- To be done -
Copy out each line exactly; pictures stay out of the copy.

▼

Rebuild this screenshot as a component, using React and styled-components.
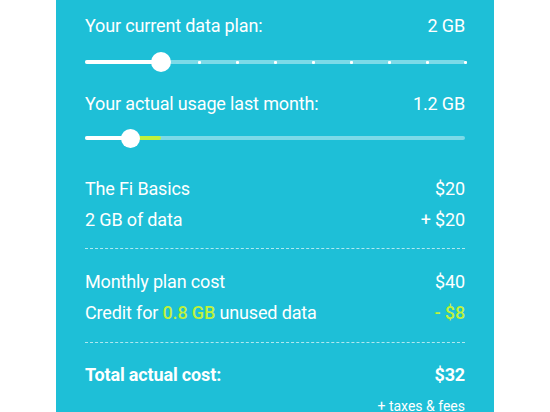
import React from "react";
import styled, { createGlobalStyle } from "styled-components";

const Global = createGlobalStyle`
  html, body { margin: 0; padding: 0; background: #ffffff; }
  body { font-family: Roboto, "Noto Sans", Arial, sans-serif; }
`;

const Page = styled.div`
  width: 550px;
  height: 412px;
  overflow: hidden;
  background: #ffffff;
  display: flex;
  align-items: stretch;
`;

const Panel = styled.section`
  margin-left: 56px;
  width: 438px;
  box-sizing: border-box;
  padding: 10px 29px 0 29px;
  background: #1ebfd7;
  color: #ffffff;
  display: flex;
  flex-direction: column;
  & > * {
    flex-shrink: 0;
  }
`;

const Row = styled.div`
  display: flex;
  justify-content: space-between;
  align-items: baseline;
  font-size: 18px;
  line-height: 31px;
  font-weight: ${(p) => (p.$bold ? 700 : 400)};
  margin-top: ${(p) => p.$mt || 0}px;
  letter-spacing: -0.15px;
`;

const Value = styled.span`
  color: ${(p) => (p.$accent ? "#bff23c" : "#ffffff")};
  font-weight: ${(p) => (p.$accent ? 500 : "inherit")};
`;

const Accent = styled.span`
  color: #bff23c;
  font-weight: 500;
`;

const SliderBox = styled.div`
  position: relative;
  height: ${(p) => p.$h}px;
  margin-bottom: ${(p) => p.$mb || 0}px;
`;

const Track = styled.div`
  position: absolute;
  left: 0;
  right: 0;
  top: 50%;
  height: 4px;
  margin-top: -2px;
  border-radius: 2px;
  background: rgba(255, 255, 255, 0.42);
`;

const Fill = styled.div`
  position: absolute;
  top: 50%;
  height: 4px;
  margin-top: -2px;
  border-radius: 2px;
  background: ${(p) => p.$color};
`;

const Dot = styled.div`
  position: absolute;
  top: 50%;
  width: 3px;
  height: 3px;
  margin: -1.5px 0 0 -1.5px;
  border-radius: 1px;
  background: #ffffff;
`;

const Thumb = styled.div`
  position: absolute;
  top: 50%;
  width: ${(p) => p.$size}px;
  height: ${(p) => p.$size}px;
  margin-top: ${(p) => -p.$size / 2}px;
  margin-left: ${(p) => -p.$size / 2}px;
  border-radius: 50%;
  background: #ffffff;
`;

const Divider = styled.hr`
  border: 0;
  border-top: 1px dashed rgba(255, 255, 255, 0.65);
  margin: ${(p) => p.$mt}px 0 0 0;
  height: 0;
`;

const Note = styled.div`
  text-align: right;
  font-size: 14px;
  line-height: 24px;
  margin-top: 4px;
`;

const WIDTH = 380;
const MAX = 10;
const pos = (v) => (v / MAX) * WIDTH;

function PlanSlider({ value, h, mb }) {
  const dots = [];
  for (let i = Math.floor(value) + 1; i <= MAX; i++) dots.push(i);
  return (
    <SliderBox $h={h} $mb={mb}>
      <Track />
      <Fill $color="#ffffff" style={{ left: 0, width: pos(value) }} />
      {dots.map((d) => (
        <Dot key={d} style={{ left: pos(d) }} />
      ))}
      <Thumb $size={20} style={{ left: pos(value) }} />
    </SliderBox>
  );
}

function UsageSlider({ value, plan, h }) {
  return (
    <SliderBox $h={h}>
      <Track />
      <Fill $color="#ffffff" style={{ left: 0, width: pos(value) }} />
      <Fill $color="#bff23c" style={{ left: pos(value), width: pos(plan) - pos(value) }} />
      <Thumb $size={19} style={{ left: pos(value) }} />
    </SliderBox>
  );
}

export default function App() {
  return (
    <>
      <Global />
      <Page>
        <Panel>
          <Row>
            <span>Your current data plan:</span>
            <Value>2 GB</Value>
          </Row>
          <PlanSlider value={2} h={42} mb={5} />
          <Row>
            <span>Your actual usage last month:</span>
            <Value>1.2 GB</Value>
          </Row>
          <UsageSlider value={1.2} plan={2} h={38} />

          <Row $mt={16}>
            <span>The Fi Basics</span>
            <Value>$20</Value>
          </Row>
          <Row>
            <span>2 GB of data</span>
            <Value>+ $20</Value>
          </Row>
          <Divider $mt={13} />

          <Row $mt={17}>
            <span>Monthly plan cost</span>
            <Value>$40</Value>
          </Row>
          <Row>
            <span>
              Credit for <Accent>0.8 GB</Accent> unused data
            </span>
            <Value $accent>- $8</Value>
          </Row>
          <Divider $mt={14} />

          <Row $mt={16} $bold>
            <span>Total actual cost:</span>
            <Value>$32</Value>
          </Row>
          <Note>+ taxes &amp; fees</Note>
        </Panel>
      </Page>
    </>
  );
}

▲

- Answer for this exercise -
Rebuild this screenshot as a component, using React and styled-components.
import React from "react";
import styled, { createGlobalStyle } from "styled-components";

const Global = createGlobalStyle`
  html, body { margin: 0; padding: 0; background: #ffffff; }
  body { font-family: Roboto, "Noto Sans", Arial, sans-serif; }
`;

const Page = styled.div`
  width: 550px;
  height: 412px;
  overflow: hidden;
  background: #ffffff;
  display: flex;
  align-items: stretch;
`;

const Panel = styled.section`
  margin-left: 56px;
  width: 438px;
  box-sizing: border-box;
  padding: 10px 29px 0 29px;
  background: #1ebfd7;
  color: #ffffff;
  display: flex;
  flex-direction: column;
  & > * {
    flex-shrink: 0;
  }
`;

const Row = styled.div`
  display: flex;
  justify-content: space-between;
  align-items: baseline;
  font-size: 18px;
  line-height: 31px;
  font-weight: ${(p) => (p.$bold ? 700 : 400)};
  margin-top: ${(p) => p.$mt || 0}px;
  letter-spacing: -0.15px;
`;

const Value = styled.span`
  color: ${(p) => (p.$accent ? "#bff23c" : "#ffffff")};
  font-weight: ${(p) => (p.$accent ? 500 : "inherit")};
`;

const Accent = styled.span`
  color: #bff23c;
  font-weight: 500;
`;

const SliderBox = styled.div`
  position: relative;
  height: ${(p) => p.$h}px;
  margin-bottom: ${(p) => p.$mb || 0}px;
`;

const Track = styled.div`
  position: absolute;
  left: 0;
  right: 0;
  top: 50%;
  height: 4px;
  margin-top: -2px;
  border-radius: 2px;
  background: rgba(255, 255, 255, 0.42);
`;

const Fill = styled.div`
  position: absolute;
  top: 50%;
  height: 4px;
  margin-top: -2px;
  border-radius: 2px;
  background: ${(p) => p.$color};
`;

const Dot = styled.div`
  position: absolute;
  top: 50%;
  width: 3px;
  height: 3px;
  margin: -1.5px 0 0 -1.5px;
  border-radius: 1px;
  background: #ffffff;
`;

const Thumb = styled.div`
  position: absolute;
  top: 50%;
  width: ${(p) => p.$size}px;
  height: ${(p) => p.$size}px;
  margin-top: ${(p) => -p.$size / 2}px;
  margin-left: ${(p) => -p.$size / 2}px;
  border-radius: 50%;
  background: #ffffff;
`;

const Divider = styled.hr`
  border: 0;
  border-top: 1px dashed rgba(255, 255, 255, 0.65);
  margin: ${(p) => p.$mt}px 0 0 0;
  height: 0;
`;

const Note = styled.div`
  text-align: right;
  font-size: 14px;
  line-height: 24px;
  margin-top: 4px;
`;

const WIDTH = 380;
const MAX = 10;
const pos = (v) => (v / MAX) * WIDTH;

function PlanSlider({ value, h, mb }) {
  const dots = [];
  for (let i = Math.floor(value) + 1; i <= MAX; i++) dots.push(i);
  return (
    <SliderBox $h={h} $mb={mb}>
      <Track />
      <Fill $color="#ffffff" style={{ left: 0, width: pos(value) }} />
      {dots.map((d) => (
        <Dot key={d} style={{ left: pos(d) }} />
      ))}
      <Thumb $size={20} style={{ left: pos(value) }} />
    </SliderBox>
  );
}

function UsageSlider({ value, plan, h }) {
  return (
    <SliderBox $h={h}>
      <Track />
      <Fill $color="#ffffff" style={{ left: 0, width: pos(value) }} />
      <Fill $color="#bff23c" style={{ left: pos(value), width: pos(plan) - pos(value) }} />
      <Thumb $size={19} style={{ left: pos(value) }} />
    </SliderBox>
  );
}

export default function App() {
  return (
    <>
      <Global />
      <Page>
        <Panel>
          <Row>
            <span>Your current data plan:</span>
            <Value>2 GB</Value>
          </Row>
          <PlanSlider value={2} h={42} mb={5} />
          <Row>
            <span>Your actual usage last month:</span>
            <Value>1.2 GB</Value>
          </Row>
          <UsageSlider value={1.2} plan={2} h={38} />

          <Row $mt={16}>
            <span>The Fi Basics</span>
            <Value>$20</Value>
          </Row>
          <Row>
            <span>2 GB of data</span>
            <Value>+ $20</Value>
          </Row>
          <Divider $mt={13} />

          <Row $mt={17}>
            <span>Monthly plan cost</span>
            <Value>$40</Value>
          </Row>
          <Row>
            <span>
              Credit for <Accent>0.8 GB</Accent> unused data
            </span>
            <Value $accent>- $8</Value>
          </Row>
          <Divider $mt={14} />

          <Row $mt={16} $bold>
            <span>Total actual cost:</span>
            <Value>$32</Value>
          </Row>
          <Note>+ taxes &amp; fees</Note>
        </Panel>
      </Page>
    </>
  );
}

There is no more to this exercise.